Beguiling, multifaceted if subdued nose: blackberry, herbes de Provence, sweet spice, dark minerals, sawed wood, leather, kirsch. Smooth and elegant in the mouth. Heady but more medium- than full-bodied. Transitions from sweet-ripe fruity on entry to dry, minerally, old-woody and intriguingly tart on exit, so more savoury than fruit-driven. The silky tannins turn a little astringent on the sustained finish. Not deep but far from superficial, it delivers a lot of deliciousness for $30. (Buy again? Yep.)
The estate’s name refers to the two owners’ start-up stake in the winery (4 million pesetas), the smallness of the sum being explained by the fact that wines were originally made in a low-overhead garage. The wine’s striking label is the work of Gary Baseman.
MWG September 11th tasting: A classic Vranec?
We took a short break from Glou wines to spend some time with a bottle a member had purchased in New York City.
Tikveš 2011, Vranec, Classic, Stobi (US$13, importation valise)
The winery is located in the centre of the country, near the Strobi archeological site, from whence it takes its name. Local and international varieties are used to make four lines of wine: premium, classic, elite and traditional. This 100% Vranac (Vranec in Macedonian) comes from estate-grown grapes. Fermented in stainless steel tanks, matured in very large oak barrels and reportedly vegan-friendly, which may mean it wasn’t fined. The winery boasts of using less sulphur than many competitors. 14.5% ABV.
“Smells like selected yeasts,” were the first words out of sommelier Jack Jacob’s mouth. Other aromas included cedar, cherry and, oddly enough, blackberry yogurt. In the mouth, the wine was full-bodied, dense and coarse. Recalling dark berries and plum, the fruit was rough-framed by rustic tannins and buoyed by soft acidity. Spice notes turned cedary on the heady finish. One-dimensional, this “odd man out,” as one taster put it, was not done any favours by being tasted in the company of such beautiful natural wines that, it should be noted, run two, three or even four times its price. In another context, say alongside a weeknight meat pie, kebabs, stew or casserole (musaka, for example), it might well prove more satisfying. (Buy again? Maybe.)
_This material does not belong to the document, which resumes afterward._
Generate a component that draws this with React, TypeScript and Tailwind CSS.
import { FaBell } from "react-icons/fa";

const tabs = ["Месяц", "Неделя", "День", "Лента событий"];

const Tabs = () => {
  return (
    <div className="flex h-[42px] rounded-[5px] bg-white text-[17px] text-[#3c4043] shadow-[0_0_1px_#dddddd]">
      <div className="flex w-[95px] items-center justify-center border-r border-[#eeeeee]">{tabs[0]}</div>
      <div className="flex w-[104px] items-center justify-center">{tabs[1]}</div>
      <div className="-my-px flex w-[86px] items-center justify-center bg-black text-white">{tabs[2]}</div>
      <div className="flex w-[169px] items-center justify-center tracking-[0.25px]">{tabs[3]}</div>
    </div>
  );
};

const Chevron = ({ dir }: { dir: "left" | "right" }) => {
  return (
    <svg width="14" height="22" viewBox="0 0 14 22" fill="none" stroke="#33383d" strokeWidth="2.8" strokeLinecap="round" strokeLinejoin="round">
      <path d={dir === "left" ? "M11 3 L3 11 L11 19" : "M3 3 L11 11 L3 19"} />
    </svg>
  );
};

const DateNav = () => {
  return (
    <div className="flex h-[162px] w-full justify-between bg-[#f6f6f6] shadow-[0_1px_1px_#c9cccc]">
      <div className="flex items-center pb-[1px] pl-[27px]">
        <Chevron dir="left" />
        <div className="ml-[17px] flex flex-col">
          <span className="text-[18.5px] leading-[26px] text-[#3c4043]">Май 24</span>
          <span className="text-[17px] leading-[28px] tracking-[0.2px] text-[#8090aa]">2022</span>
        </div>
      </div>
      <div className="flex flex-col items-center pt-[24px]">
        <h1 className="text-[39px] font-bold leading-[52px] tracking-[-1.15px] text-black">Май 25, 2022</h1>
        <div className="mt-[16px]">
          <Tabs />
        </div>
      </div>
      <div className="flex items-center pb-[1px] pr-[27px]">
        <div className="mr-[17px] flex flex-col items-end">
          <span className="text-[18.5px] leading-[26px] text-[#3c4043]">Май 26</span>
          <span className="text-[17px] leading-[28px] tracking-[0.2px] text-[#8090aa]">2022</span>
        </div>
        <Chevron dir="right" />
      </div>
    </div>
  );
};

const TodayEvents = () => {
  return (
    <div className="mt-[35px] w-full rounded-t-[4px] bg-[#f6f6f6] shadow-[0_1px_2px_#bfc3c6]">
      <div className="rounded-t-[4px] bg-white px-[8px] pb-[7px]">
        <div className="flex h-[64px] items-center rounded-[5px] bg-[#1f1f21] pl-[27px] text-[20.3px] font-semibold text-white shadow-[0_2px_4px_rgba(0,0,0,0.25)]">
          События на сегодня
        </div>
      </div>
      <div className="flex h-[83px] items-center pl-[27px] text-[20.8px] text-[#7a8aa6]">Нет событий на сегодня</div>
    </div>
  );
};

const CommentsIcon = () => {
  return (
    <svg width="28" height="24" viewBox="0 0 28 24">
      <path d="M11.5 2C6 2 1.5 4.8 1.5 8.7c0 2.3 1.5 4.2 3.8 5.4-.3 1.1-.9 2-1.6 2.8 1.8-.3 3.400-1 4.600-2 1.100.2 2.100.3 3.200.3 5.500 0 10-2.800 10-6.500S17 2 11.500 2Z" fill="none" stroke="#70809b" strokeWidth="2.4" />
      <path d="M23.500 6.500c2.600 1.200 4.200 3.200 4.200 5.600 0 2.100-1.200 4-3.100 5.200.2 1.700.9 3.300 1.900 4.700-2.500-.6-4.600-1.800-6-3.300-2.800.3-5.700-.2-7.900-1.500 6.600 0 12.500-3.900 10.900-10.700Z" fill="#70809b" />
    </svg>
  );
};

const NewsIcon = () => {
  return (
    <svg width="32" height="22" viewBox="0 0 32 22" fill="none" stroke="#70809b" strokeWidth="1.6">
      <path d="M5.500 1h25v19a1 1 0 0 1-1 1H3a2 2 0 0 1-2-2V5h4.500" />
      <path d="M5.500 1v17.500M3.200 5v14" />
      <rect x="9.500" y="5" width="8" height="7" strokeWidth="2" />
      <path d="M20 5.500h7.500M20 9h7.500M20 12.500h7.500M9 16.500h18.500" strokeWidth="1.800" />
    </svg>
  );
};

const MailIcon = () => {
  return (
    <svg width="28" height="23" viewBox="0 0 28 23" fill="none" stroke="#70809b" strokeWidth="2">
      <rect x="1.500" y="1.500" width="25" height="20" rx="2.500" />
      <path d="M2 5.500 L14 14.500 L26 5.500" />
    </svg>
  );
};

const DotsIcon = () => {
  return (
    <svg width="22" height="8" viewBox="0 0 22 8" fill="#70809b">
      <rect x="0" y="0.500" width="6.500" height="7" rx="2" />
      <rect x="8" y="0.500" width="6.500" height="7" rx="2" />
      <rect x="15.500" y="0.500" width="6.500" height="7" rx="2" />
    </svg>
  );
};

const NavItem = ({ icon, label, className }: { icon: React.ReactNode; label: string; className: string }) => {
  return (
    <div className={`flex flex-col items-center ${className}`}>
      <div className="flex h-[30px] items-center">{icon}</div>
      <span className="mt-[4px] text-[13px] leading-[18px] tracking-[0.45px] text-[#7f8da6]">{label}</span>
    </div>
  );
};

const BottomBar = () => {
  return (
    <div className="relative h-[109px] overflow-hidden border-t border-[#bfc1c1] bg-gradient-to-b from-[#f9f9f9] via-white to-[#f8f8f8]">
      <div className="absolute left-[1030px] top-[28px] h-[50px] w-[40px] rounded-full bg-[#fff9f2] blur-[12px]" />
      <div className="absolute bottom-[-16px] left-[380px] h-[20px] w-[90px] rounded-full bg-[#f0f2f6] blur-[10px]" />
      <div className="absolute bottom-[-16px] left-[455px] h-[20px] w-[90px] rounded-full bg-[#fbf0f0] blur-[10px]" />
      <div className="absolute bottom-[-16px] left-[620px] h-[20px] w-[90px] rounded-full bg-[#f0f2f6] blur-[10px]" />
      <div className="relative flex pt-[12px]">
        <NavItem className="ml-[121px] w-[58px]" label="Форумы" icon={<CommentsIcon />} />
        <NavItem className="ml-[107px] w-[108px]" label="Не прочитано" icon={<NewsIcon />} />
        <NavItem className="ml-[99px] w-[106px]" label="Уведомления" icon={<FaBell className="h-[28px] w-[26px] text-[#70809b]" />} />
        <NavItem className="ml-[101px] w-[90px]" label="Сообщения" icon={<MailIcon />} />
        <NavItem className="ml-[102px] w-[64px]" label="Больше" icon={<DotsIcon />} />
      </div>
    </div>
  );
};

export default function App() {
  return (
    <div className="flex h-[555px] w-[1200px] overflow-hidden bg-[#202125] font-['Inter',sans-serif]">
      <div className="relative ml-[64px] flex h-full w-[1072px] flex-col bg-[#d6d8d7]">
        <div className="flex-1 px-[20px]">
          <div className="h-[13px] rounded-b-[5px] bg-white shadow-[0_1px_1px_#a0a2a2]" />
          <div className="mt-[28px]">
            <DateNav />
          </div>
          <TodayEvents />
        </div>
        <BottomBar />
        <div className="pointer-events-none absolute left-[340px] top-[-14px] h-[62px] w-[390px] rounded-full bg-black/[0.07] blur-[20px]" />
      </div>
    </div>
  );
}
A year or two ago, the 2010 was sold at the LCBO for $11.95.
(Flight: 7/9)
Grappato?
Finishing off the tail end of a bottle of this impressive pomace brandy, two friends and I brainstormed a collective tasting note. Their contributions are in quotes. This being a new product made in micro-quantities, there’s virtually no mention of it on the Web and no technical information that I’ve been able to find. Even Occhipinti’s website is silent on the subject.
Grappa di Frappato, Arianna Occhipinti ($73.50/500 ml, 12329401)
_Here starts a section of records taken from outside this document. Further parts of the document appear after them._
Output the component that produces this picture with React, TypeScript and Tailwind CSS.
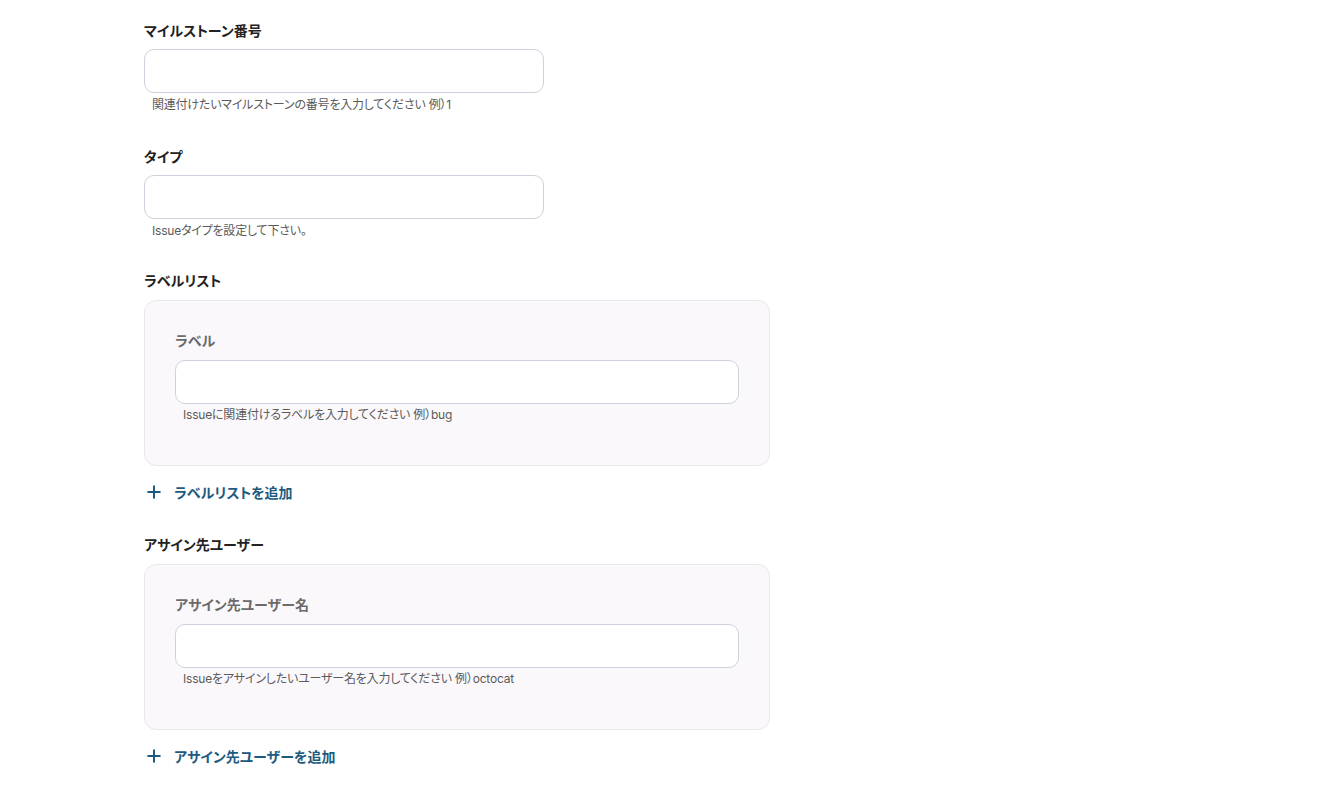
import React from 'react';
import { Plus } from 'lucide-react';

const font = { fontFamily: '"Inter", "Noto Sans CJK JP", sans-serif' };

const TextField: React.FC<{ label: string; hint: string; width: string; inner?: boolean }> = ({ label, hint, width, inner }) => (
  <div>
    <div className={`text-[14px] leading-[20px] font-bold ${inner ? 'text-[#6b6b6b]' : 'text-[#222]'}`}>{label}</div>
    <input
      className={`${width} ${inner ? 'mt-[9px]' : 'mt-[8px]'} h-[44px] rounded-[10px] border border-[#cfd2dc] bg-white px-3 block outline-none`}
    />
    <p className={`${inner ? 'mt-[3px]' : 'mt-[4px]'} pl-2 text-[12px] leading-[16px] tracking-[-0.2px] text-[#5a5a5a]`}>{hint}</p>
  </div>
);

const ListField: React.FC<{ title: string; label: string; hint: string; addText: string }> = ({ title, label, hint, addText }) => (
  <div>
    <div className="text-[14px] leading-[20px] font-bold text-[#222]">{title}</div>
    <div className="mt-[9px] w-[626px] h-[166px] rounded-[12px] border border-[#e9e7ed] bg-[#faf8fb] pt-[30px] px-[30px]">
      <TextField label={label} hint={hint} width="w-[564px]" inner />
    </div>
    <button className="mt-[16px] flex items-center h-[20px] text-[14px] font-bold text-[#1d5b7e]">
      <Plus size={20} strokeWidth={2.4} className="mr-[10px]" />
      {addText}
    </button>
  </div>
);

const App: React.FC = () => {
  return (
    <div className="min-h-screen bg-white [font-feature-settings:'palt']" style={font}>
      <div className="pl-[144px] pt-[21px] flex flex-col">
        <TextField label="マイルストーン番号" hint="関連付けたいマイルストーンの番号を入力してください 例）1" width="w-[400px]" />
        <div className="mt-[34px]">
          <TextField label="タイプ" hint="Issueタイプを設定して下さい。" width="w-[400px]" />
        </div>
        <div className="mt-[32px]">
          <ListField title="ラベルリスト" label="ラベル" hint="Issueに関連付けるラベルを入力してください 例）bug" addText="ラベルリストを追加" />
        </div>
        <div className="mt-[33px]">
          <ListField title="アサイン先ユーザー" label="アサイン先ユーザー名" hint="Issueをアサインしたいユーザー名を入力してください 例）octocat" addText="アサイン先ユーザーを追加" />
        </div>
      </div>
    </div>
  );
};

export default App;
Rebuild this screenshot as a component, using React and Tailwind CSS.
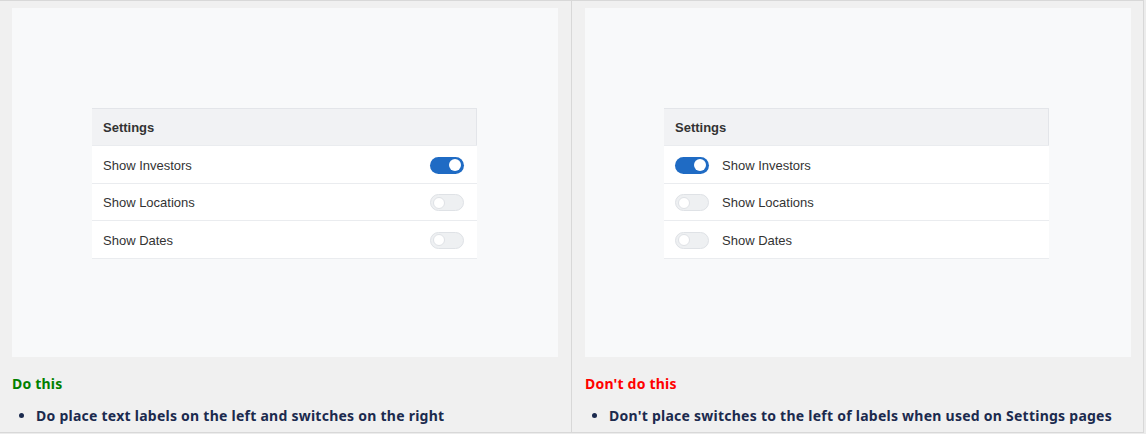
import React from 'react';

const rows = [
  { label: 'Show Investors', on: true },
  { label: 'Show Locations', on: false },
  { label: 'Show Dates', on: false },
];

function Toggle({ on }) {
  return on ? (
    <span className="relative inline-block h-[17px] w-[34px] shrink-0 rounded-full bg-[#1f6bc4]">
      <span className="absolute right-[3px] top-[2.5px] h-3 w-3 rounded-full bg-white" />
    </span>
  ) : (
    <span className="relative inline-block h-[17px] w-[34px] shrink-0 rounded-full border border-[#dfe2e6] bg-[#eef0f2]">
      <span className="absolute left-[2px] top-[1.5px] h-3 w-3 rounded-full border border-[#dfe2e6] bg-white" />
    </span>
  );
}

function SettingsCard({ switchLeft }) {
  return (
    <div className="w-[385px] font-['Liberation_Sans',Arial,sans-serif] text-[13px] text-[#333]">
      <div className="flex h-[37px] items-center border-t border-r border-[#e3e5e9] bg-[#f1f2f4] px-[11px] pt-[2px] font-bold">
        Settings
      </div>
      {rows.map((r) => (
        <div
          key={r.label}
          className={`flex h-[37.5px] items-center border-t border-[#eaecef] bg-white px-[11px] pt-[2px] ${
            switchLeft ? 'gap-[13px]' : 'justify-between pr-[13px]'
          }`}
        >
          {switchLeft && <Toggle on={r.on} />}
          <span>{r.label}</span>
          {!switchLeft && <Toggle on={r.on} />}
        </div>
      ))}
      <div className="h-px bg-[#eaecef]" />
    </div>
  );
}

function Panel({ title, titleColor, tip, switchLeft, className, cardPad }) {
  return (
    <div className={`flex flex-col ${className}`}>
      <div className={`h-[349px] w-[546px] bg-[#f8f9fa] pt-[100px] ${cardPad}`}>
        <SettingsCard switchLeft={switchLeft} />
      </div>
      <div className={`mt-[16px] text-[14px] font-bold tracking-[0.2px] ${titleColor}`}>{title}</div>
      <ul className="mt-[11px] list-disc pl-[24px] text-[14px] font-bold tracking-[0.25px] text-[#1b2a4e]">
        <li>{tip}</li>
      </ul>
    </div>
  );
}

export default function App() {
  return (
    <div className="flex h-[434px] w-[1146px] bg-[#ececec] font-['Noto_Sans','Open_Sans',sans-serif]">
      <div className="flex h-[433px] w-[1144px] border-t border-r border-b border-[#d8d8d8] bg-[#f0f0f0]">
        <Panel
          className="w-[572px] border-r border-[#d8d8d8] pl-[12px] pt-[7px]"
          cardPad="pl-[80px]"
          title="Do this"
          titleColor="text-[#008000]"
          tip="Do place text labels on the left and switches on the right"
        />
        <Panel
          className="flex-1 pl-[13px] pt-[7px]"
          cardPad="pl-[79px]"
          title="Don't do this"
          titleColor="text-[#ff0000]"
          tip="Don't place switches to the left of labels when used on Settings pages"
          switchLeft
        />
      </div>
    </div>
  );
}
Distilled from the pomace of organically farmed Frappato grapes. 44% ABV. Quebec agent: oenopole.
Crazy complex nose: “Tequila-like” “agave” then fruitiness (dried cherry, “raspberry jam with lots of pectin,” “russet apple”) then spice (anise, caraway) then “old-fashioned black licorice.” After ten minutes in the glass, the fruit evanesces leaving “green” and spice with hints of “pineapple sake,” dried violet and mastic. Mouth-filling and flavourful on first sip. Clean and polished but with a welcome rustic bite. A “green herbal note” brings “oregano” and “bison grass vodka” to mind. There’s some background cherry too. It’s dry and fiery but not harsh – the alcohol’s warm, not burning – and the finish lasts for minutes. “What distinguishes this is that it evolves so much in the glass.” Also, as another imbiber pointed out, while eaux-de-vie like framboise and mirabelle are made from the whole fruit, this is made from the grape pulp, skins, seeds and stems left over from winemaking and yet, in contrast to many grappas, it manages to retain a definite fruitiness. Literally and figuratively breathtaking. (Buy again? “Yes.” “Yes.” Yes.)
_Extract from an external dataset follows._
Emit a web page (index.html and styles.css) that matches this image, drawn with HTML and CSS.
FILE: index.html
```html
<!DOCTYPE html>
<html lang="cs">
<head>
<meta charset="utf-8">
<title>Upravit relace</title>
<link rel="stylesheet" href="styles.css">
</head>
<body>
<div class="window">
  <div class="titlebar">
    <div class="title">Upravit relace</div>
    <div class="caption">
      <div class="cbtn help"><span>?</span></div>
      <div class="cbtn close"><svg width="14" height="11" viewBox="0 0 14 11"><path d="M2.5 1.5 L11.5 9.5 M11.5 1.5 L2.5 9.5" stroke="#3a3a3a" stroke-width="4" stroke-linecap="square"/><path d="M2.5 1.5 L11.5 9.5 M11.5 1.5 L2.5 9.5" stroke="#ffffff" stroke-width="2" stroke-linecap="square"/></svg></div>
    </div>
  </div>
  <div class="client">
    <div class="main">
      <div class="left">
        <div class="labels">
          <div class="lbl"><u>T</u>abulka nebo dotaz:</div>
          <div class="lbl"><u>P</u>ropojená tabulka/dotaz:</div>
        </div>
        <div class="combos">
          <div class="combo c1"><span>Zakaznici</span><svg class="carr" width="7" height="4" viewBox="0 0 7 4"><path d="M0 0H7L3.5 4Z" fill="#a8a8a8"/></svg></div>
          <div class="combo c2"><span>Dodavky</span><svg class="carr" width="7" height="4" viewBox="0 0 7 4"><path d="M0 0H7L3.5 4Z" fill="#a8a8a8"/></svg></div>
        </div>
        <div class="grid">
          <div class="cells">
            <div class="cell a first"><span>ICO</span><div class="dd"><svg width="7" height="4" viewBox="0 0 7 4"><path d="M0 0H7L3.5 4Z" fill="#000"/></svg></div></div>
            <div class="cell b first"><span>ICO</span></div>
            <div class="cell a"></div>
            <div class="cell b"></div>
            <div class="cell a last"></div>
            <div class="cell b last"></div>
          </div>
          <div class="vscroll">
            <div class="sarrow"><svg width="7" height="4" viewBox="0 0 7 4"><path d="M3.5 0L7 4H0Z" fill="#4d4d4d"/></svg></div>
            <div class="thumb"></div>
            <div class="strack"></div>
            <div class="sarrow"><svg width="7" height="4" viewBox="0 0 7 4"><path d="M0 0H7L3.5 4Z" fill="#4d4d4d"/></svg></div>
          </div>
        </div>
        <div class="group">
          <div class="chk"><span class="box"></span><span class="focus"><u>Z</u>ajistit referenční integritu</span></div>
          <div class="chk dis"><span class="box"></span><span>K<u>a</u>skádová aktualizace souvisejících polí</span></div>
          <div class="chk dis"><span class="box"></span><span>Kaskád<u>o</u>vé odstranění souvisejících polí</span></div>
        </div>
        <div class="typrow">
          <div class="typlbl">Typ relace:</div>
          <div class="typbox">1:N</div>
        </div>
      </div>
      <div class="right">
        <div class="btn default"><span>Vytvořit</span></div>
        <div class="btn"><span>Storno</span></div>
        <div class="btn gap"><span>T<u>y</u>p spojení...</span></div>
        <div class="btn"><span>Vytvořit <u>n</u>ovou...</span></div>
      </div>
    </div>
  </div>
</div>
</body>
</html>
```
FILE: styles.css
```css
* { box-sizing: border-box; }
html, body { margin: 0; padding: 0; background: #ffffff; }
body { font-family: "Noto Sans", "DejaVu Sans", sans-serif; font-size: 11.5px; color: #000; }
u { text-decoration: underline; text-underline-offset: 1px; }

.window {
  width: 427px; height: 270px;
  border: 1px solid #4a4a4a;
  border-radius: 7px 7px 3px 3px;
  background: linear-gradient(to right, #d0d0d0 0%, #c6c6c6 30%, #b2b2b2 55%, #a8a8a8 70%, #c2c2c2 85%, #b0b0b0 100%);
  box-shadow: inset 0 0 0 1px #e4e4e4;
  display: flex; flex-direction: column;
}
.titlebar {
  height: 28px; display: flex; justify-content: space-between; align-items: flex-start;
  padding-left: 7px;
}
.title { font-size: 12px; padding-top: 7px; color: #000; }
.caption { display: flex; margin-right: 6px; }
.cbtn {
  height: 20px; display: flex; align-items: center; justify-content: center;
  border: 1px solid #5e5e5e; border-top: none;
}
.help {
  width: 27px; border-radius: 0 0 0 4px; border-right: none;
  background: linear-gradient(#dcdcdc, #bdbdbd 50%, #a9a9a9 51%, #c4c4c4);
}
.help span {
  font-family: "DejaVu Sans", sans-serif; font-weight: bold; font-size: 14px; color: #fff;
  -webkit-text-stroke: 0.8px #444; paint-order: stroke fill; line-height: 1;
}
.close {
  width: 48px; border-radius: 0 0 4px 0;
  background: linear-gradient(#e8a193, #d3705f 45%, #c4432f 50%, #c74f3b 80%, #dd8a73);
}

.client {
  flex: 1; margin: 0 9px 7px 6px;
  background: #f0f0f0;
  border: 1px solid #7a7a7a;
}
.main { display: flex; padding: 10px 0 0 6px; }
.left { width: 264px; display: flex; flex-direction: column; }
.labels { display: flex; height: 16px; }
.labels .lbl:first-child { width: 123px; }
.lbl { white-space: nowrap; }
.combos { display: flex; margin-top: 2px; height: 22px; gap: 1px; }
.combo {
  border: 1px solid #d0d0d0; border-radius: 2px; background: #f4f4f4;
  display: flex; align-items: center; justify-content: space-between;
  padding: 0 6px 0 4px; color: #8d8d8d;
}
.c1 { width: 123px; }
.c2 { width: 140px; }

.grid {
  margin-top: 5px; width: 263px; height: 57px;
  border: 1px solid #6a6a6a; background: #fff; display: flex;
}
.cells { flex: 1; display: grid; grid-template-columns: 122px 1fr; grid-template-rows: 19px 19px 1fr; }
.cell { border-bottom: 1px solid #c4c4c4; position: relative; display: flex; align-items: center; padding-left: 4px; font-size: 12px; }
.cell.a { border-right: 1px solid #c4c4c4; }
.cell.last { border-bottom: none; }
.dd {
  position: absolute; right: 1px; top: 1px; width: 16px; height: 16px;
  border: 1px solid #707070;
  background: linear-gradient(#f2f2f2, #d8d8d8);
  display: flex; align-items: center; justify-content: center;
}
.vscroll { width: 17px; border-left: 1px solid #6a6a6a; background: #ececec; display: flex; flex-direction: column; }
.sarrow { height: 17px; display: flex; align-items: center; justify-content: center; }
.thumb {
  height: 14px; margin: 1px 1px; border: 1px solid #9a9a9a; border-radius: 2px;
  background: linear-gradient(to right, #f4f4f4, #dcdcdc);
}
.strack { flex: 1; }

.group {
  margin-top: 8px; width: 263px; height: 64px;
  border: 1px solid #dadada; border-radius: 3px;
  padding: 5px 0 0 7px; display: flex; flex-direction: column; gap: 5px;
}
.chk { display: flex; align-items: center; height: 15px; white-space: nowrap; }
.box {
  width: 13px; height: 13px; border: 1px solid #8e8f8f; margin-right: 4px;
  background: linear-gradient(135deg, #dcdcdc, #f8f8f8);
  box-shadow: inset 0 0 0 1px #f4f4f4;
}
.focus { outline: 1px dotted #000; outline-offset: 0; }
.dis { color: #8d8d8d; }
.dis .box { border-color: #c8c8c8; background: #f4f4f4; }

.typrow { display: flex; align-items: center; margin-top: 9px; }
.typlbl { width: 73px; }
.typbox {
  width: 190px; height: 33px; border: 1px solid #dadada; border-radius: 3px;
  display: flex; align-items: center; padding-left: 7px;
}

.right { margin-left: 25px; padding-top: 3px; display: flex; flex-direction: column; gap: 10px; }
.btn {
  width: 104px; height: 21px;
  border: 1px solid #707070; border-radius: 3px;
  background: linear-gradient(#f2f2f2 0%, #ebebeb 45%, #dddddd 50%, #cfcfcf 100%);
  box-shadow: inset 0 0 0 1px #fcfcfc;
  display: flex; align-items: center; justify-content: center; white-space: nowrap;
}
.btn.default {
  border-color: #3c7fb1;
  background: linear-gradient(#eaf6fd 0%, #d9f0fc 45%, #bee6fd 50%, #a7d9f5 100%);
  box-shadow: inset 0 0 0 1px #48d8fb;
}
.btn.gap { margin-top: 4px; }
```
MWG June 12th tasting: A sweet, sparkling, natural Garganega
Veneto 2011, Dolce Racrei, Davide Spillare ($40.00, private import, 6 bottles/case)
100% Garganega from organically farmed (though apparently not certified as such) vines. Manually harvested and placed on wooden frames for about four months to partially raisinate. Fermented in stainless steel tanks with indigenous yeasts for six months. The wine is then bottled unfiltered, unfined and with no added sulphur. In the spring and summer, as the cellar warms up, the wine resumes fermenting, converting some of the residual sugar into alcohol, producing carbon dioxide gas as a by-product and thereby creating the sparkle (see méthode ancestral). 13.5% ABV. Quebec agent: La QV/Insolite.
Hazy pale gold with a fine bead. Intriguing, aromatic nose: orange marzipan, brioche, pear clafoutis and a whiff of something lactic. In the mouth, it’s a softly effervescent middleweight, a tad sweeter than demi-sec but with the sugar checked by abundant acidity. Flavours? Baked apple dominates, hay field and chalk chime in. An orange wine-like hint of bitter tannins colour the finish. Odd but interesting – a great way to end a great tasting. (Buy again? Sure.)